:: Information provided ::
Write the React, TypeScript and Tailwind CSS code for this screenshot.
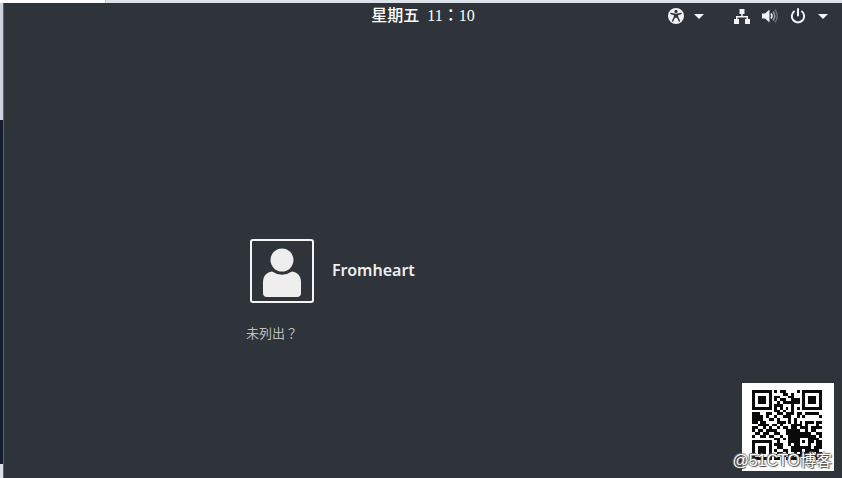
const QR_ROWS = [
  "1111111010110000101111111",
  "1000001000011010001000001",
  "1011101011000110001011101",
  "1011101010110011101011101",
  "1011101001011111101011101",
  "1000001011100010001000001",
  "1111111010101010101111111",
  "0000000011010010000000000",
  "1110011001101110110111110",
  "1111010010011100101000001",
  "1111001101000101000000000",
  "1101100001110101010111011",
  "0011110110100011110100010",
  "1100101001011011011101111",
  "1011011110001111100101100",
  "0110110011001111111110011",
  "1001101100100111111111101",
  "0000000011010111100011110",
  "1111111001000111101011011",
  "1000001011100101100010011",
  "1011101001100011111110111",
  "1011101010011011110111110",
  "1011101001101001011111011",
  "1000001010010110110101111",
  "1111111011001011001101011",
];

// one path for all cells, so neighbouring cells join without seams
const qrPath = QR_ROWS.map((row, y) =>
  row
    .split("")
    .map((cell, x) => (cell === "1" ? `M${x} ${y}h1v1h-1z` : ""))
    .join("")
).join("");

function QrCode() {
  return (
    <svg viewBox="0 0 25 25" className="size-[70px]" shapeRendering="crispEdges" role="img" aria-label="QR">
      <path d={qrPath} fill="#0a0a0a" />
    </svg>
  );
}

function Caret() {
  return (
    <svg viewBox="0 0 10 5" className="h-[5px] w-[10px]" fill="currentColor" aria-hidden="true">
      <path d="M0 0h10L5 5z" />
    </svg>
  );
}

function AccessibilityIcon() {
  return (
    <svg viewBox="0 0 16 16" className="size-4" aria-hidden="true">
      <circle cx="8" cy="8" r="8" fill="currentColor" />
      <circle cx="8" cy="3.4" r="1.6" fill="#2e3439" />
      <path
        d="M3 5.6l3.6.8v2.4L4.6 13M13 5.6l-3.6.8v2.4l2 4.2"
        fill="none"
        stroke="#2e3439"
        strokeWidth="1.5"
        strokeLinecap="round"
      />
      <path d="M6 5.8h4v4H6z" fill="#2e3439" />
    </svg>
  );
}

function NetworkIcon() {
  return (
    <svg viewBox="0 0 16 16" className="size-4" fill="currentColor" aria-hidden="true">
      <path d="M5.5 1h5v5H8.75v2H14v3h2v5h-5v-5h1.5V9.5h-9V11H5v5H0v-5h2V8h5.25V6H5.5z" />
    </svg>
  );
}

function VolumeIcon() {
  return (
    <svg viewBox="0 0 16 16" className="size-4" aria-hidden="true">
      <path d="M0 5.5h3l4.5-4v13l-4.5-4H0z" fill="currentColor" />
      <path d="M9 5.5q2 2.5 0 5" fill="none" stroke="currentColor" strokeWidth="1.6" />
      <path d="M11 3.5q3.5 4.5 0 9" fill="none" stroke="#9a9ea2" strokeWidth="1.5" />
      <path d="M13 1.5q4.5 6.5 0 13" fill="none" stroke="#6c7176" strokeWidth="1.4" />
    </svg>
  );
}

function PowerIcon() {
  return (
    <svg viewBox="0 0 16 16" className="size-4" fill="none" stroke="currentColor" strokeWidth="2" aria-hidden="true">
      <path d="M4.6 3a6.2 6.2 0 1 0 6.8 0" />
      <path d="M8 1v6.5" strokeLinecap="round" />
    </svg>
  );
}

function AvatarIcon() {
  return (
    <svg viewBox="0 0 60 60" className="size-[60px]" fill="#eeeeee" aria-hidden="true">
      <circle cx="30" cy="19" r="11.5" />
      <path d="M20 30.5q10 6.5 20 0C46 31 49 36 49 41v11q0 4-4 4H15q-4 0-4-4V41c0-5 3-10 9-10.5z" />
    </svg>
  );
}

function TopBar() {
  return (
    <header className="grid grid-cols-[1fr_auto_1fr] items-center text-[#f2f2f2]">
      <span />
      <time className="flex gap-2 font-['Liberation_Serif','Noto_Sans_CJK_TC',serif] text-base leading-[26px] font-medium text-white">
        <span>星期五</span>
        <span>11：10</span>
      </time>
      <div className="flex items-center justify-end gap-[30px] pr-3.5">
        <button type="button" aria-label="辅助功能" className="flex items-center gap-[10px]">
          <AccessibilityIcon />
          <Caret />
        </button>
        <button type="button" aria-label="系统" className="flex items-center gap-3">
          <NetworkIcon />
          <VolumeIcon />
          <PowerIcon />
          <Caret />
        </button>
      </div>
    </header>
  );
}

function UserList() {
  return (
    <main className="mx-auto mt-[210px] w-full max-w-[354px]">
      <button type="button" className="ml-1 flex items-center gap-[18px]">
        <span className="rounded-[3px] border-2 border-[#f4f4f4]">
          <AvatarIcon />
        </span>
        <span className="pb-0.5 font-['Noto_Sans','Open_Sans',sans-serif] text-base leading-6 font-semibold text-[#eeeeee]">
          Fromheart
        </span>
      </button>
      <button
        type="button"
        className="mt-5 block font-['Noto_Sans_CJK_TC',sans-serif] text-[13px] leading-5 text-[#bcbfbe]">
        未列出？
      </button>
    </main>
  );
}

function Watermark() {
  return (
    <aside className="absolute right-2 bottom-[7px]">
      <div className="flex h-[88px] w-[92px] bg-white pt-[7px] pl-[10px]">
        <QrCode />
      </div>
      <p className="absolute right-0 bottom-0 pr-0.5 font-['Liberation_Sans','Noto_Sans_CJK_SC',sans-serif] text-base leading-5 whitespace-nowrap text-white [text-shadow:1px_1px_1px_#444,-1px_0_1px_#666,0_-1px_1px_#777]">
        @51CTO博客
      </p>
    </aside>
  );
}

export default function App() {
  return (
    <div className="relative flex min-h-screen flex-col overflow-hidden bg-[#2e3439]">
      <div className="flex h-[3px] bg-[#dce2e8]">
        <div className="w-[106px] border-r border-[#b9c1cc] bg-[#fcfcff]" />
      </div>
      <div className="flex flex-1">
        <div className="flex w-1 flex-col border-r border-[#59616c]">
          <div className="h-[117px] bg-[#ccd3dc]" />
          <div className="flex-1 bg-[#151c2b]" />
          <div className="h-[14px] bg-[#d9e0e8]" />
        </div>
        <div className="flex-1">
          <TopBar />
          <UserList />
        </div>
      </div>
      <Watermark />
    </div>
  );
}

:: Exercise aim ::
Copy each line exactly, and leave the pictures out of your copy.

:: Expected output ::
Write the React, TypeScript and Tailwind CSS code for this screenshot.
const QR_ROWS = [
  "1111111010110000101111111",
  "1000001000011010001000001",
  "1011101011000110001011101",
  "1011101010110011101011101",
  "1011101001011111101011101",
  "1000001011100010001000001",
  "1111111010101010101111111",
  "0000000011010010000000000",
  "1110011001101110110111110",
  "1111010010011100101000001",
  "1111001101000101000000000",
  "1101100001110101010111011",
  "0011110110100011110100010",
  "1100101001011011011101111",
  "1011011110001111100101100",
  "0110110011001111111110011",
  "1001101100100111111111101",
  "0000000011010111100011110",
  "1111111001000111101011011",
  "1000001011100101100010011",
  "1011101001100011111110111",
  "1011101010011011110111110",
  "1011101001101001011111011",
  "1000001010010110110101111",
  "1111111011001011001101011",
];

// one path for all cells, so neighbouring cells join without seams
const qrPath = QR_ROWS.map((row, y) =>
  row
    .split("")
    .map((cell, x) => (cell === "1" ? `M${x} ${y}h1v1h-1z` : ""))
    .join("")
).join("");

function QrCode() {
  return (
    <svg viewBox="0 0 25 25" className="size-[70px]" shapeRendering="crispEdges" role="img" aria-label="QR">
      <path d={qrPath} fill="#0a0a0a" />
    </svg>
  );
}

function Caret() {
  return (
    <svg viewBox="0 0 10 5" className="h-[5px] w-[10px]" fill="currentColor" aria-hidden="true">
      <path d="M0 0h10L5 5z" />
    </svg>
  );
}

function AccessibilityIcon() {
  return (
    <svg viewBox="0 0 16 16" className="size-4" aria-hidden="true">
      <circle cx="8" cy="8" r="8" fill="currentColor" />
      <circle cx="8" cy="3.4" r="1.6" fill="#2e3439" />
      <path
        d="M3 5.6l3.6.8v2.4L4.6 13M13 5.6l-3.6.8v2.4l2 4.2"
        fill="none"
        stroke="#2e3439"
        strokeWidth="1.5"
        strokeLinecap="round"
      />
      <path d="M6 5.8h4v4H6z" fill="#2e3439" />
    </svg>
  );
}

function NetworkIcon() {
  return (
    <svg viewBox="0 0 16 16" className="size-4" fill="currentColor" aria-hidden="true">
      <path d="M5.5 1h5v5H8.75v2H14v3h2v5h-5v-5h1.5V9.5h-9V11H5v5H0v-5h2V8h5.25V6H5.5z" />
    </svg>
  );
}

function VolumeIcon() {
  return (
    <svg viewBox="0 0 16 16" className="size-4" aria-hidden="true">
      <path d="M0 5.5h3l4.5-4v13l-4.5-4H0z" fill="currentColor" />
      <path d="M9 5.5q2 2.5 0 5" fill="none" stroke="currentColor" strokeWidth="1.6" />
      <path d="M11 3.5q3.5 4.5 0 9" fill="none" stroke="#9a9ea2" strokeWidth="1.5" />
      <path d="M13 1.5q4.5 6.5 0 13" fill="none" stroke="#6c7176" strokeWidth="1.4" />
    </svg>
  );
}

function PowerIcon() {
  return (
    <svg viewBox="0 0 16 16" className="size-4" fill="none" stroke="currentColor" strokeWidth="2" aria-hidden="true">
      <path d="M4.6 3a6.2 6.2 0 1 0 6.8 0" />
      <path d="M8 1v6.5" strokeLinecap="round" />
    </svg>
  );
}

function AvatarIcon() {
  return (
    <svg viewBox="0 0 60 60" className="size-[60px]" fill="#eeeeee" aria-hidden="true">
      <circle cx="30" cy="19" r="11.5" />
      <path d="M20 30.5q10 6.5 20 0C46 31 49 36 49 41v11q0 4-4 4H15q-4 0-4-4V41c0-5 3-10 9-10.5z" />
    </svg>
  );
}

function TopBar() {
  return (
    <header className="grid grid-cols-[1fr_auto_1fr] items-center text-[#f2f2f2]">
      <span />
      <time className="flex gap-2 font-['Liberation_Serif','Noto_Sans_CJK_TC',serif] text-base leading-[26px] font-medium text-white">
        <span>星期五</span>
        <span>11：10</span>
      </time>
      <div className="flex items-center justify-end gap-[30px] pr-3.5">
        <button type="button" aria-label="辅助功能" className="flex items-center gap-[10px]">
          <AccessibilityIcon />
          <Caret />
        </button>
        <button type="button" aria-label="系统" className="flex items-center gap-3">
          <NetworkIcon />
          <VolumeIcon />
          <PowerIcon />
          <Caret />
        </button>
      </div>
    </header>
  );
}

function UserList() {
  return (
    <main className="mx-auto mt-[210px] w-full max-w-[354px]">
      <button type="button" className="ml-1 flex items-center gap-[18px]">
        <span className="rounded-[3px] border-2 border-[#f4f4f4]">
          <AvatarIcon />
        </span>
        <span className="pb-0.5 font-['Noto_Sans','Open_Sans',sans-serif] text-base leading-6 font-semibold text-[#eeeeee]">
          Fromheart
        </span>
      </button>
      <button
        type="button"
        className="mt-5 block font-['Noto_Sans_CJK_TC',sans-serif] text-[13px] leading-5 text-[#bcbfbe]">
        未列出？
      </button>
    </main>
  );
}

function Watermark() {
  return (
    <aside className="absolute right-2 bottom-[7px]">
      <div className="flex h-[88px] w-[92px] bg-white pt-[7px] pl-[10px]">
        <QrCode />
      </div>
      <p className="absolute right-0 bottom-0 pr-0.5 font-['Liberation_Sans','Noto_Sans_CJK_SC',sans-serif] text-base leading-5 whitespace-nowrap text-white [text-shadow:1px_1px_1px_#444,-1px_0_1px_#666,0_-1px_1px_#777]">
        @51CTO博客
      </p>
    </aside>
  );
}

export default function App() {
  return (
    <div className="relative flex min-h-screen flex-col overflow-hidden bg-[#2e3439]">
      <div className="flex h-[3px] bg-[#dce2e8]">
        <div className="w-[106px] border-r border-[#b9c1cc] bg-[#fcfcff]" />
      </div>
      <div className="flex flex-1">
        <div className="flex w-1 flex-col border-r border-[#59616c]">
          <div className="h-[117px] bg-[#ccd3dc]" />
          <div className="flex-1 bg-[#151c2b]" />
          <div className="h-[14px] bg-[#d9e0e8]" />
        </div>
        <div className="flex-1">
          <TopBar />
          <UserList />
        </div>
      </div>
      <Watermark />
    </div>
  );
}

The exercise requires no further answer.